Siamo in piena repressione sessuale benpensante negli Stati Uniti con retate in locali dove l’esibizione e la liberazione sessuale vengono vissute senza inibizioni. Mi riferisco all’epoca in cui Andy Warhol opera nella sua Factory, lo studio dove le espressioni artistiche si liberavano come a liberarsi erano i corpi e le fisicità dei frequentatori.
Quale opera migliore può suggellare questa prassi esistenziale, artistica e, quindi, anche pensiero se non Blow Job, un mediometraggio di 35 minuti interamente dedicati al primo piano di un avvenente e semplice ragazzo biondo mentre riceve una fellatio. Il tutto è centrato sul viso dai lineamenti delicati ma allo stesso tempo maschili del giovane che, quasi in un’estasi contemplativa, autocontemplativa, sensuale quanto ricca e densa di un eros esplosivo, cambia e varia le proprie espressioni facciali fino ad arrivare al culmine del piacere nella sua intensità.
La tecnica voluta è quella dell’inquadratura continua, Andy Warhol spiegherà che il montaggio per lui è “troppo stancante” tanto da lasciare “che la camera funzioni fino a che la pellicola finisce, così da poter guardare le persone per come sono veramente”. L’intramontabile opera, oltre a testimoniare la semplicità della narrazione visiva, è un capisaldo della produzione artistica di Warhol, che ha fatto della naturalità e della “trascuratezza” quotidiana, anche commerciale e consumeristica, un oggetto di estetica senza confini.

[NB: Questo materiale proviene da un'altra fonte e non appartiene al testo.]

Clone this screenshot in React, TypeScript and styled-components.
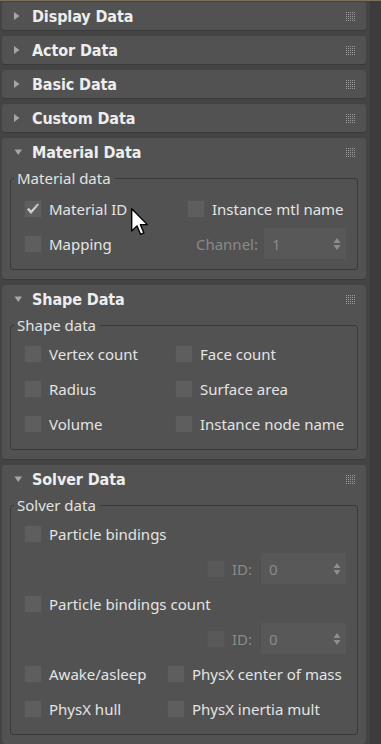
import React from "react";
import styled, { createGlobalStyle } from "styled-components";

const GlobalStyle = createGlobalStyle`
  html, body { margin: 0; padding: 0; background: #444444; }
  * { box-sizing: border-box; }
`;

const Frame = styled.div`
  position: relative;
  width: 381px;
  height: 744px;
  overflow: hidden;
  display: flex;
  flex-direction: column;
  background: #444444;
  font-family: "Noto Sans", "Open Sans", sans-serif;
`;

const TopLine = styled.div`
  height: 1px;
  flex-shrink: 0;
  background: #7a705c;
`;

const Main = styled.div`
  flex: 1;
  display: flex;
  min-height: 0;
`;

const Stack = styled.div`
  flex: 1;
  display: flex;
  flex-direction: column;
  gap: 6px;
  padding: 1px 4px 0 2px;
`;

const ScrollStrip = styled.div`
  width: 11px;
  flex-shrink: 0;
  background: #3c3c3c;
`;

const Rollout = styled.section`
  flex-shrink: 0;
  background: #525252;
  border-radius: 3px;
  box-shadow: 0 1px 0 #3a3a3a;
`;

const Header = styled.div`
  height: 28px;
  display: flex;
  align-items: center;
  padding: 0 11px 0 11px;
`;

const Title = styled.span`
  margin-left: 9px;
  padding-top: 1px;
  font-family: "DejaVu Sans Condensed", "DejaVu Sans", Verdana, sans-serif;
  font-weight: bold;
  font-size: 16px;
  letter-spacing: -0.1px;
  color: #ededed;
`;

const GripIcon = styled.svg`
  margin-left: auto;
  display: block;
`;

const Body = styled.div`
  padding: 0 8px 9px;
`;

const Group = styled.fieldset<{ $top: number }>`
  margin: 3px 0 0;
  padding: ${(p) => p.$top}px 11px 8px 13px;
  border: 1px solid #393939;
  border-radius: 3px;
  min-width: 0;
`;

const Legend = styled.legend`
  padding: 0 4px 0 3px;
  margin-left: -10px;
  font-size: 15px;
  line-height: 18px;
  color: #e2e2e2;
`;

const Grid = styled.div<{ $col: number }>`
  display: grid;
  grid-template-columns: ${(p) => p.$col}px 1fr;
  grid-auto-rows: 35px;
`;

const Check = styled.label<{ $dim?: boolean }>`
  display: flex;
  align-items: center;
  gap: 7px;
  font-size: 15px;
  white-space: nowrap;
  color: ${(p) => (p.$dim ? "#8a8a8a" : "#e4e4e4")};
`;

const Box = styled.span<{ $dim?: boolean }>`
  width: 18px;
  height: 18px;
  flex-shrink: 0;
  display: flex;
  align-items: center;
  justify-content: center;
  background: ${(p) => (p.$dim ? "#595959" : "#5e5e5e")};
  border: 1px solid #545454;
`;

const SpinCell = styled.div<{ $span?: boolean; $start?: boolean }>`
  ${(p) => (p.$span ? "grid-column: 1 / -1;" : "")}
  display: flex;
  align-items: center;
  justify-content: ${(p) => (p.$start ? "flex-start" : "flex-end")};
`;

const SpinLabel = styled.span`
  font-size: 15px;
  color: #8a8a8a;
  white-space: nowrap;
`;

const Spinner = styled.div<{ $w: number; $gap: number }>`
  width: ${(p) => p.$w}px;
  height: 31px;
  margin-left: ${(p) => p.$gap}px;
  background: #585858;
  display: flex;
  align-items: center;
  padding: 0 5px 0 8px;
  font-size: 15px;
  color: #8a8a8a;
`;

const SpinValue = styled.span`
  flex: 1;
`;

const Cursor = styled.svg`
  position: absolute;
  left: 131px;
  top: 208px;
`;

function Arrow({ open }: { open?: boolean }) {
  return open ? (
    <svg width="10" height="10" viewBox="0 0 10 10" style={{ display: "block" }}>
      <polygon points="1.5,2.5 9,2.5 5.25,8" fill="#a6a6a6" />
    </svg>
  ) : (
    <svg width="10" height="10" viewBox="0 0 10 10" style={{ display: "block" }}>
      <polygon points="1,1 6.5,5 1,9" fill="#a6a6a6" />
    </svg>
  );
}

function Grip() {
  const dots: React.ReactNode[] = [];
  for (let r = 0; r < 5; r++)
    for (let c = 0; c < 5; c++)
      dots.push(<rect key={`${r}-${c}`} x={c * 2} y={r * 2} width="1" height="1" fill="#9c9c9c" />);
  return (
    <GripIcon width="9" height="9" viewBox="0 0 9 9">
      {dots}
    </GripIcon>
  );
}

function Tick() {
  return (
    <svg width="14" height="14" viewBox="0 0 14 14">
      <path d="M1.5,7.5 L5,11.5 L12.5,2.5 L11.5,2 L5,9 L2.8,6.3 Z" fill="#cfcfcf" stroke="#cfcfcf" strokeWidth="1" strokeLinejoin="round" />
    </svg>
  );
}

function SpinArrows() {
  return (
    <svg width="8" height="14" viewBox="0 0 8 14">
      <polygon points="4,1 7.5,6 0.5,6" fill="#8e8e8e" />
      <polygon points="0.5,8 7.5,8 4,13" fill="#8e8e8e" />
    </svg>
  );
}

function CheckItem({ label, checked }: { label: string; checked?: boolean }) {
  return (
    <Check>
      <Box>{checked ? <Tick /> : null}</Box>
      {label}
    </Check>
  );
}

function RolloutHead({ title, open }: { title: string; open?: boolean }) {
  return (
    <Header>
      <Arrow open={open} />
      <Title>{title}</Title>
      <Grip />
    </Header>
  );
}

function IdRow() {
  return (
    <SpinCell $span>
      <Check $dim>
        <Box $dim />
        <SpinLabel>ID:</SpinLabel>
      </Check>
      <Spinner $w={85} $gap={9}>
        <SpinValue>0</SpinValue>
        <SpinArrows />
      </Spinner>
    </SpinCell>
  );
}

export default function App() {
  return (
    <>
      <GlobalStyle />
      <Frame>
        <TopLine />
        <Main>
          <Stack>
            <Rollout>
              <RolloutHead title="Display Data" />
            </Rollout>
            <Rollout>
              <RolloutHead title="Actor Data" />
            </Rollout>
            <Rollout>
              <RolloutHead title="Basic Data" />
            </Rollout>
            <Rollout>
              <RolloutHead title="Custom Data" />
            </Rollout>

            <Rollout>
              <RolloutHead title="Material Data" open />
              <Body>
                <Group $top={4}>
                  <Legend>Material data</Legend>
                  <Grid $col={163}>
                    <CheckItem label="Material ID" checked />
                    <CheckItem label="Instance mtl name" />
                    <CheckItem label="Mapping" />
                    <SpinCell>
                      <SpinLabel>Channel:</SpinLabel>
                      <Spinner $w={82} $gap={6}>
                        <SpinValue>1</SpinValue>
                        <SpinArrows />
                      </Spinner>
                    </SpinCell>
                  </Grid>
                </Group>
              </Body>
            </Rollout>

            <Rollout>
              <RolloutHead title="Shape Data" open />
              <Body>
                <Group $top={2}>
                  <Legend>Shape data</Legend>
                  <Grid $col={151}>
                    <CheckItem label="Vertex count" />
                    <CheckItem label="Face count" />
                    <CheckItem label="Radius" />
                    <CheckItem label="Surface area" />
                    <CheckItem label="Volume" />
                    <CheckItem label="Instance node name" />
                  </Grid>
                </Group>
              </Body>
            </Rollout>

            <Rollout>
              <RolloutHead title="Solver Data" open />
              <Body>
                <Group $top={2}>
                  <Legend>Solver data</Legend>
                  <Grid $col={143}>
                    <SpinCell $span $start>
                      <CheckItem label="Particle bindings" />
                    </SpinCell>
                    <IdRow />
                    <SpinCell $span $start>
                      <CheckItem label="Particle bindings count" />
                    </SpinCell>
                    <IdRow />
                    <CheckItem label="Awake/asleep" />
                    <CheckItem label="PhysX center of mass" />
                    <CheckItem label="PhysX hull" />
                    <CheckItem label="PhysX inertia mult" />
                  </Grid>
                </Group>
              </Body>
            </Rollout>
          </Stack>
          <ScrollStrip />
        </Main>
        <Cursor width="18" height="28" viewBox="0 0 13 20">
          <path d="M0.5,0.5 L0.5,16.5 L4.3,12.8 L6.9,18.9 L9.3,17.9 L6.8,11.9 L11.8,11.9 Z" fill="#ffffff" stroke="#000000" strokeWidth="1" strokeLinejoin="round" />
        </Cursor>
      </Frame>
    </>
  );
}
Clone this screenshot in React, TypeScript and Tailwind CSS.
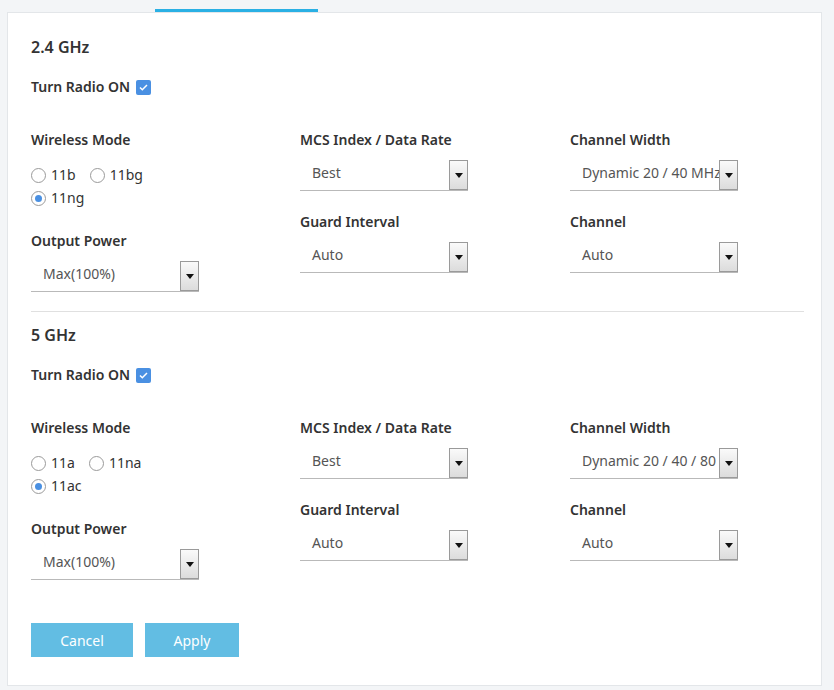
import React from "react";

const font = { fontFamily: '"Noto Sans", "Open Sans", sans-serif' };

function Select({ value, w = "w-[168px]" }: { value: string; w?: string }) {
  return (
    <div className={`flex items-end ${w} h-[41px] border-b border-[#b9b9b9]`}>
      <div className="flex-1 pl-3 pb-[7px] text-[14px] text-[#555] whitespace-nowrap overflow-hidden">{value}</div>
      <div className="w-[19px] h-[30px] shrink-0 border border-[#9a9a9a] bg-gradient-to-b from-[#fafafa] to-[#dcdcdc] flex items-center justify-center">
        <svg width="8" height="5" viewBox="0 0 8 5"><path d="M0 0h8L4 5z" fill="#111" /></svg>
      </div>
    </div>
  );
}

function Radio({ on, label }: { on?: boolean; label: string }) {
  return (
    <span className="flex items-center gap-[5px] text-[14px] leading-5 text-[#333]">
      <span className="w-[15px] h-[15px] rounded-full border border-[#9a9a9a] bg-white flex items-center justify-center">
        {on && <span className="w-[7px] h-[7px] rounded-full bg-[#4a90e2]" />}
      </span>
      {label}
    </span>
  );
}

function Label({ children }: { children: React.ReactNode }) {
  return <div className="text-[14px] font-semibold text-[#333] leading-5">{children}</div>;
}

function Band({ title, modes, width }: { title: string; modes: string[]; width: string }) {
  return (
    <div>
      <div className="text-[16px] font-semibold text-[#333] leading-6">{title}</div>
      <div className="mt-[18px] flex items-center gap-[6px]">
        <Label>Turn Radio ON</Label>
        <span className="w-[15px] h-[15px] rounded-[2px] bg-[#4a90e2] flex items-center justify-center">
          <svg width="9" height="7" viewBox="0 0 9 7"><path d="M1 3.5l2.3 2.2L8 1" stroke="#fff" strokeWidth="1.5" fill="none" /></svg>
        </span>
      </div>
      <div className="mt-[33px] grid grid-cols-[269px_270px_1fr]">
        <div>
          <Label>Wireless Mode</Label>
          <div className="mt-[15px] flex gap-[14px]"><Radio label={modes[0]} /><Radio label={modes[1]} /></div>
          <div className="mt-[3px]"><Radio on label={modes[2]} /></div>
          <div className="mt-[23px]"><Label>Output Power</Label></div>
          <Select value="Max(100%)" />
        </div>
        <div>
          <Label>MCS Index / Data Rate</Label>
          <Select value="Best" />
          <div className="mt-[21px]"><Label>Guard Interval</Label></div>
          <Select value="Auto" />
        </div>
        <div>
          <Label>Channel Width</Label>
          <Select value={width} />
          <div className="mt-[21px]"><Label>Channel</Label></div>
          <Select value="Auto" />
        </div>
      </div>
    </div>
  );
}

export default function App() {
  return (
    <div style={font} className="w-[834px] h-[690px] bg-[#f3f5f7] overflow-hidden">
      <div className="h-[12px] flex">
        <div className="w-[155px]" />
        <div className="w-[163px] h-[3px] mt-[9px] bg-[#2ab0e4]" />
      </div>
      <div className="ml-[7px] w-[815px] h-[674px] bg-white border border-[#e3e6e9] px-[23px] pt-[22px]">
        <Band title="2.4 GHz" modes={["11b", "11bg", "11ng"]} width="Dynamic 20 / 40 MHz" />
        <div className="mt-[19px] -mr-[6px] border-t border-[#e0e0e0]" />
        <div className="mt-[11px]">
          <Band title="5 GHz" modes={["11a", "11na", "11ac"]} width="Dynamic 20 / 40 / 80 MHz" />
        </div>
        <div className="mt-[43px] flex gap-[12px]">
          <button className="w-[102px] h-[34px] bg-[#62bde3] text-white text-[14px]">Cancel</button>
          <button className="w-[94px] h-[34px] bg-[#62bde3] text-white text-[14px]">Apply</button>
        </div>
      </div>
    </div>
  );
}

La virilità del ragazzo, alla fine si accende una sigaretta per rilassarsi dopo una tensione edonistica senza precedenti nella storia del cinema, dirompe e irrompe in un’ambientazione suburbana, trascurata, sobria di un vicolo newyorkese. E’ viva la forza di testimonianza visiva di un lato oscuro e clandestino, è alta l’attrattività che tale caratteristica provoca, della vita omosessuale presente nella grande mela, ricca di fascino trasgressivo e anticonformista.